>> BEGIN Data provided
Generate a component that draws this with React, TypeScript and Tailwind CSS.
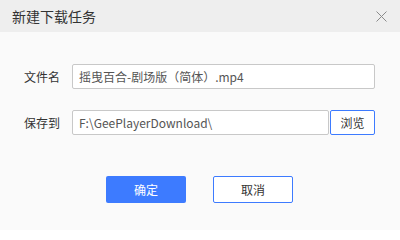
import React from 'react'

const font = { fontFamily: '"Noto Sans CJK SC", "Microsoft YaHei", sans-serif' }

export default function App() {
  return (
    <div className="w-[400px] h-[230px] bg-[#fafafa] flex flex-col" style={font}>
      {/* Title bar */}
      <div className="h-8 bg-[#eeeeee] flex items-center justify-between pl-3 pr-3">
        <span className="text-[14px] text-[#333333] leading-none">新建下载任务</span>
        <svg width="11" height="11" viewBox="0 0 11 11" className="mr-[1px]">
          <path d="M0.5 0.5 L10.5 10.5 M10.5 0.5 L0.5 10.5" stroke="#8a8a8a" strokeWidth="1" />
        </svg>
      </div>

      {/* Form */}
      <div className="flex flex-col pt-8 pl-6 pr-[25px] gap-[21px]">
        <div className="flex items-center h-[25px]">
          <label className="w-12 text-[12px] text-[#333333]">文件名</label>
          <div className="flex-1 h-full flex items-center bg-white border border-[#c8c8c8] rounded-[2px] px-[6px] text-[12px] text-[#555555]">
            摇曳百合-剧场版（简体）.mp4
          </div>
        </div>
        <div className="flex items-center h-[25px]">
          <label className="w-12 text-[12px] text-[#333333]">保存到</label>
          <div className="flex-1 h-full flex items-center bg-white border border-[#c8c8c8] rounded-[2px] px-[6px] text-[12px] text-[#555555]">
            F:\GeePlayerDownload\
          </div>
          <button className="ml-[1px] w-[45px] h-full bg-white border border-[#3d7bff] rounded-[2px] text-[12px] text-[#333333]">
            浏览
          </button>
        </div>
      </div>

      {/* Actions */}
      <div className="flex justify-center gap-[27px] mt-[41px] pr-[1px]">
        <button className="w-20 h-[27px] bg-[#3d7bff] rounded-[2px] text-[12px] text-white">确定</button>
        <button className="w-20 h-[27px] bg-white border border-[#3d7bff] rounded-[2px] text-[12px] text-[#333333]">取消</button>
      </div>
    </div>
  )
}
>> END Data provided
Omit every picture, then reproduce the rest of the listing exactly.

Generate a component that draws this with React, TypeScript and Tailwind CSS.
import React from 'react'

const font = { fontFamily: '"Noto Sans CJK SC", "Microsoft YaHei", sans-serif' }

export default function App() {
  return (
    <div className="w-[400px] h-[230px] bg-[#fafafa] flex flex-col" style={font}>
      {/* Title bar */}
      <div className="h-8 bg-[#eeeeee] flex items-center justify-between pl-3 pr-3">
        <span className="text-[14px] text-[#333333] leading-none">新建下载任务</span>
        <svg width="11" height="11" viewBox="0 0 11 11" className="mr-[1px]">
          <path d="M0.5 0.5 L10.5 10.5 M10.5 0.5 L0.5 10.5" stroke="#8a8a8a" strokeWidth="1" />
        </svg>
      </div>

      {/* Form */}
      <div className="flex flex-col pt-8 pl-6 pr-[25px] gap-[21px]">
        <div className="flex items-center h-[25px]">
          <label className="w-12 text-[12px] text-[#333333]">文件名</label>
          <div className="flex-1 h-full flex items-center bg-white border border-[#c8c8c8] rounded-[2px] px-[6px] text-[12px] text-[#555555]">
            摇曳百合-剧场版（简体）.mp4
          </div>
        </div>
        <div className="flex items-center h-[25px]">
          <label className="w-12 text-[12px] text-[#333333]">保存到</label>
          <div className="flex-1 h-full flex items-center bg-white border border-[#c8c8c8] rounded-[2px] px-[6px] text-[12px] text-[#555555]">
            F:\GeePlayerDownload\
          </div>
          <button className="ml-[1px] w-[45px] h-full bg-white border border-[#3d7bff] rounded-[2px] text-[12px] text-[#333333]">
            浏览
          </button>
        </div>
      </div>

      {/* Actions */}
      <div className="flex justify-center gap-[27px] mt-[41px] pr-[1px]">
        <button className="w-20 h-[27px] bg-[#3d7bff] rounded-[2px] text-[12px] text-white">确定</button>
        <button className="w-20 h-[27px] bg-white border border-[#3d7bff] rounded-[2px] text-[12px] text-[#333333]">取消</button>
      </div>
    </div>
  )
}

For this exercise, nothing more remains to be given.